- _Written task_:
Return each line of the material verbatim.

- _Supplied data_:
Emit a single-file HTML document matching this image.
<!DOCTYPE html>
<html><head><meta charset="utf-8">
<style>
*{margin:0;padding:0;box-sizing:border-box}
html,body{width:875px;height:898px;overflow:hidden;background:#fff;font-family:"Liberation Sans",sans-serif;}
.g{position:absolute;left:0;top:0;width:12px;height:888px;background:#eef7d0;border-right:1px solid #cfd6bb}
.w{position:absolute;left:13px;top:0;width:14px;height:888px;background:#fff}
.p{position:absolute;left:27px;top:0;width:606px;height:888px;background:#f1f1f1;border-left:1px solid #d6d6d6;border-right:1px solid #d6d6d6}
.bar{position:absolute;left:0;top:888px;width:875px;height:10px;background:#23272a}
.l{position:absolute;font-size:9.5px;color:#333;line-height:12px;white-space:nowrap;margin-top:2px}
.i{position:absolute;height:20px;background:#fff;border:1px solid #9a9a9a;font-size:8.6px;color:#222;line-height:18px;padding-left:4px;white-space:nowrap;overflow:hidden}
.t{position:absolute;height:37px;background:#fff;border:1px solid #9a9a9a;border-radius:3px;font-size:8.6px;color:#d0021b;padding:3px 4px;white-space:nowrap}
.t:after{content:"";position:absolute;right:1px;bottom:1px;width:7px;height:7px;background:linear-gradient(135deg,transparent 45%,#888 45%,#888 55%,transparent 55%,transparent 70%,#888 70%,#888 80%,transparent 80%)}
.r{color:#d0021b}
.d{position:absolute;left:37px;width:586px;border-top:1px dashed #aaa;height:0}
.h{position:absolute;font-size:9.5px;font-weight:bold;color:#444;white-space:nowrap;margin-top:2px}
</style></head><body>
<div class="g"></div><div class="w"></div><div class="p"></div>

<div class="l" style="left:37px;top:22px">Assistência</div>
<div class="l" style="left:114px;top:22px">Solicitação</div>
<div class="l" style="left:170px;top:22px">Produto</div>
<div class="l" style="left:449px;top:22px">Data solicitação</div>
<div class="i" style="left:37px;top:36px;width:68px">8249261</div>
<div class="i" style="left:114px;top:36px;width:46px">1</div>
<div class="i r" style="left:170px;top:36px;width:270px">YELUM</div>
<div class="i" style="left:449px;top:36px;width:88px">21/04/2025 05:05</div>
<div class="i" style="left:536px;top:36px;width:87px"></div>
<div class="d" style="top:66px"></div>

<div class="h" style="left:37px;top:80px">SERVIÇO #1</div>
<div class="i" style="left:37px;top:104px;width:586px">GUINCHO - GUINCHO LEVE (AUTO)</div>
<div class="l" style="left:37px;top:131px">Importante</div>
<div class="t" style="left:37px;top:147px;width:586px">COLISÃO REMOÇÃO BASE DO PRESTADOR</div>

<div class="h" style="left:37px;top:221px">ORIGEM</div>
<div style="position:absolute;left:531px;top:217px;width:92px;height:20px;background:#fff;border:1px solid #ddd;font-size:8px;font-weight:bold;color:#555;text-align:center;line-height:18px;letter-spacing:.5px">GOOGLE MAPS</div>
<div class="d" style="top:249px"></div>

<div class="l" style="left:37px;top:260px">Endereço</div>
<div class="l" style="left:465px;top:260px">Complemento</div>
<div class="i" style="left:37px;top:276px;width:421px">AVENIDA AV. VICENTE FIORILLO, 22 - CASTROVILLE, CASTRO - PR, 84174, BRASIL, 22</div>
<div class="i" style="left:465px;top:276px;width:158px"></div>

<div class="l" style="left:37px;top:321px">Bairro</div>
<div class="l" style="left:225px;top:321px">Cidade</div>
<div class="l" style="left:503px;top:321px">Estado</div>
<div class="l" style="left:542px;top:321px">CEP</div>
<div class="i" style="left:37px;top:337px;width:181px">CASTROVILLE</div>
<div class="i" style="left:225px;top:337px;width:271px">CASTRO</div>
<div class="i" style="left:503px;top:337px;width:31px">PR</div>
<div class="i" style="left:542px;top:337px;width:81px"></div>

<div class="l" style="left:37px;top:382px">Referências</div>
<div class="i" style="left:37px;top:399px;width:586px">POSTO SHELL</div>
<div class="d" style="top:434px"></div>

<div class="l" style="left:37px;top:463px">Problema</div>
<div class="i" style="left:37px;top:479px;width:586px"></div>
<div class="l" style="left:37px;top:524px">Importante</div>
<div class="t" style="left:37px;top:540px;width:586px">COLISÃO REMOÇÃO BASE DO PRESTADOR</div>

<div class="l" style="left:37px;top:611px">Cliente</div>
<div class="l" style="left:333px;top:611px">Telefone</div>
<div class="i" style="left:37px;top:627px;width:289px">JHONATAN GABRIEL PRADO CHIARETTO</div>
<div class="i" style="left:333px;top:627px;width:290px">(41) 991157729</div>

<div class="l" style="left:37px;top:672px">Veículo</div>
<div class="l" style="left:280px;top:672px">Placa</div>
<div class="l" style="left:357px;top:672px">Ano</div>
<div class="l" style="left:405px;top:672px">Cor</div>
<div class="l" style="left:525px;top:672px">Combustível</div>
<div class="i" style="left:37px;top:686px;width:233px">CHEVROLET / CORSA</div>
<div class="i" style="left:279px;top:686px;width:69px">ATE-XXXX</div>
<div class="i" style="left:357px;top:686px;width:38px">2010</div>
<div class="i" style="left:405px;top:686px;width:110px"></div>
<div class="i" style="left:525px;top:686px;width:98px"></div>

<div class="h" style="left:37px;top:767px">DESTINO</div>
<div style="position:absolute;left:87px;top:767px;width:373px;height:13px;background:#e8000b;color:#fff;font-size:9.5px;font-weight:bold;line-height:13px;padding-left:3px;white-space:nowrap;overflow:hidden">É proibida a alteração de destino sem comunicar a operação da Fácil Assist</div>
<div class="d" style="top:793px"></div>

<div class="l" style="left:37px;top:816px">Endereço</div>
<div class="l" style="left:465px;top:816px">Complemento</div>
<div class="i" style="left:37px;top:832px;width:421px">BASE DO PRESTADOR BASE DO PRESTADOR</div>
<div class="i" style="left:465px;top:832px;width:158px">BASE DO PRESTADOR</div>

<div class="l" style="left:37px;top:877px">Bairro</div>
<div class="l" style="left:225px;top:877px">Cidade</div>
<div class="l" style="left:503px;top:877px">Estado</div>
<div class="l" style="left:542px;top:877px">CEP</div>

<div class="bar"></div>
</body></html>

- _Completed task_:
Emit a single-file HTML document matching this image.
<!DOCTYPE html>
<html><head><meta charset="utf-8">
<style>
*{margin:0;padding:0;box-sizing:border-box}
html,body{width:875px;height:898px;overflow:hidden;background:#fff;font-family:"Liberation Sans",sans-serif;}
.g{position:absolute;left:0;top:0;width:12px;height:888px;background:#eef7d0;border-right:1px solid #cfd6bb}
.w{position:absolute;left:13px;top:0;width:14px;height:888px;background:#fff}
.p{position:absolute;left:27px;top:0;width:606px;height:888px;background:#f1f1f1;border-left:1px solid #d6d6d6;border-right:1px solid #d6d6d6}
.bar{position:absolute;left:0;top:888px;width:875px;height:10px;background:#23272a}
.l{position:absolute;font-size:9.5px;color:#333;line-height:12px;white-space:nowrap;margin-top:2px}
.i{position:absolute;height:20px;background:#fff;border:1px solid #9a9a9a;font-size:8.6px;color:#222;line-height:18px;padding-left:4px;white-space:nowrap;overflow:hidden}
.t{position:absolute;height:37px;background:#fff;border:1px solid #9a9a9a;border-radius:3px;font-size:8.6px;color:#d0021b;padding:3px 4px;white-space:nowrap}
.t:after{content:"";position:absolute;right:1px;bottom:1px;width:7px;height:7px;background:linear-gradient(135deg,transparent 45%,#888 45%,#888 55%,transparent 55%,transparent 70%,#888 70%,#888 80%,transparent 80%)}
.r{color:#d0021b}
.d{position:absolute;left:37px;width:586px;border-top:1px dashed #aaa;height:0}
.h{position:absolute;font-size:9.5px;font-weight:bold;color:#444;white-space:nowrap;margin-top:2px}
</style></head><body>
<div class="g"></div><div class="w"></div><div class="p"></div>

<div class="l" style="left:37px;top:22px">Assistência</div>
<div class="l" style="left:114px;top:22px">Solicitação</div>
<div class="l" style="left:170px;top:22px">Produto</div>
<div class="l" style="left:449px;top:22px">Data solicitação</div>
<div class="i" style="left:37px;top:36px;width:68px">8249261</div>
<div class="i" style="left:114px;top:36px;width:46px">1</div>
<div class="i r" style="left:170px;top:36px;width:270px">YELUM</div>
<div class="i" style="left:449px;top:36px;width:88px">21/04/2025 05:05</div>
<div class="i" style="left:536px;top:36px;width:87px"></div>
<div class="d" style="top:66px"></div>

<div class="h" style="left:37px;top:80px">SERVIÇO #1</div>
<div class="i" style="left:37px;top:104px;width:586px">GUINCHO - GUINCHO LEVE (AUTO)</div>
<div class="l" style="left:37px;top:131px">Importante</div>
<div class="t" style="left:37px;top:147px;width:586px">COLISÃO REMOÇÃO BASE DO PRESTADOR</div>

<div class="h" style="left:37px;top:221px">ORIGEM</div>
<div style="position:absolute;left:531px;top:217px;width:92px;height:20px;background:#fff;border:1px solid #ddd;font-size:8px;font-weight:bold;color:#555;text-align:center;line-height:18px;letter-spacing:.5px">GOOGLE MAPS</div>
<div class="d" style="top:249px"></div>

<div class="l" style="left:37px;top:260px">Endereço</div>
<div class="l" style="left:465px;top:260px">Complemento</div>
<div class="i" style="left:37px;top:276px;width:421px">AVENIDA AV. VICENTE FIORILLO, 22 - CASTROVILLE, CASTRO - PR, 84174, BRASIL, 22</div>
<div class="i" style="left:465px;top:276px;width:158px"></div>

<div class="l" style="left:37px;top:321px">Bairro</div>
<div class="l" style="left:225px;top:321px">Cidade</div>
<div class="l" style="left:503px;top:321px">Estado</div>
<div class="l" style="left:542px;top:321px">CEP</div>
<div class="i" style="left:37px;top:337px;width:181px">CASTROVILLE</div>
<div class="i" style="left:225px;top:337px;width:271px">CASTRO</div>
<div class="i" style="left:503px;top:337px;width:31px">PR</div>
<div class="i" style="left:542px;top:337px;width:81px"></div>

<div class="l" style="left:37px;top:382px">Referências</div>
<div class="i" style="left:37px;top:399px;width:586px">POSTO SHELL</div>
<div class="d" style="top:434px"></div>

<div class="l" style="left:37px;top:463px">Problema</div>
<div class="i" style="left:37px;top:479px;width:586px"></div>
<div class="l" style="left:37px;top:524px">Importante</div>
<div class="t" style="left:37px;top:540px;width:586px">COLISÃO REMOÇÃO BASE DO PRESTADOR</div>

<div class="l" style="left:37px;top:611px">Cliente</div>
<div class="l" style="left:333px;top:611px">Telefone</div>
<div class="i" style="left:37px;top:627px;width:289px">JHONATAN GABRIEL PRADO CHIARETTO</div>
<div class="i" style="left:333px;top:627px;width:290px">(41) 991157729</div>

<div class="l" style="left:37px;top:672px">Veículo</div>
<div class="l" style="left:280px;top:672px">Placa</div>
<div class="l" style="left:357px;top:672px">Ano</div>
<div class="l" style="left:405px;top:672px">Cor</div>
<div class="l" style="left:525px;top:672px">Combustível</div>
<div class="i" style="left:37px;top:686px;width:233px">CHEVROLET / CORSA</div>
<div class="i" style="left:279px;top:686px;width:69px">ATE-XXXX</div>
<div class="i" style="left:357px;top:686px;width:38px">2010</div>
<div class="i" style="left:405px;top:686px;width:110px"></div>
<div class="i" style="left:525px;top:686px;width:98px"></div>

<div class="h" style="left:37px;top:767px">DESTINO</div>
<div style="position:absolute;left:87px;top:767px;width:373px;height:13px;background:#e8000b;color:#fff;font-size:9.5px;font-weight:bold;line-height:13px;padding-left:3px;white-space:nowrap;overflow:hidden">É proibida a alteração de destino sem comunicar a operação da Fácil Assist</div>
<div class="d" style="top:793px"></div>

<div class="l" style="left:37px;top:816px">Endereço</div>
<div class="l" style="left:465px;top:816px">Complemento</div>
<div class="i" style="left:37px;top:832px;width:421px">BASE DO PRESTADOR BASE DO PRESTADOR</div>
<div class="i" style="left:465px;top:832px;width:158px">BASE DO PRESTADOR</div>

<div class="l" style="left:37px;top:877px">Bairro</div>
<div class="l" style="left:225px;top:877px">Cidade</div>
<div class="l" style="left:503px;top:877px">Estado</div>
<div class="l" style="left:542px;top:877px">CEP</div>

<div class="bar"></div>
</body></html>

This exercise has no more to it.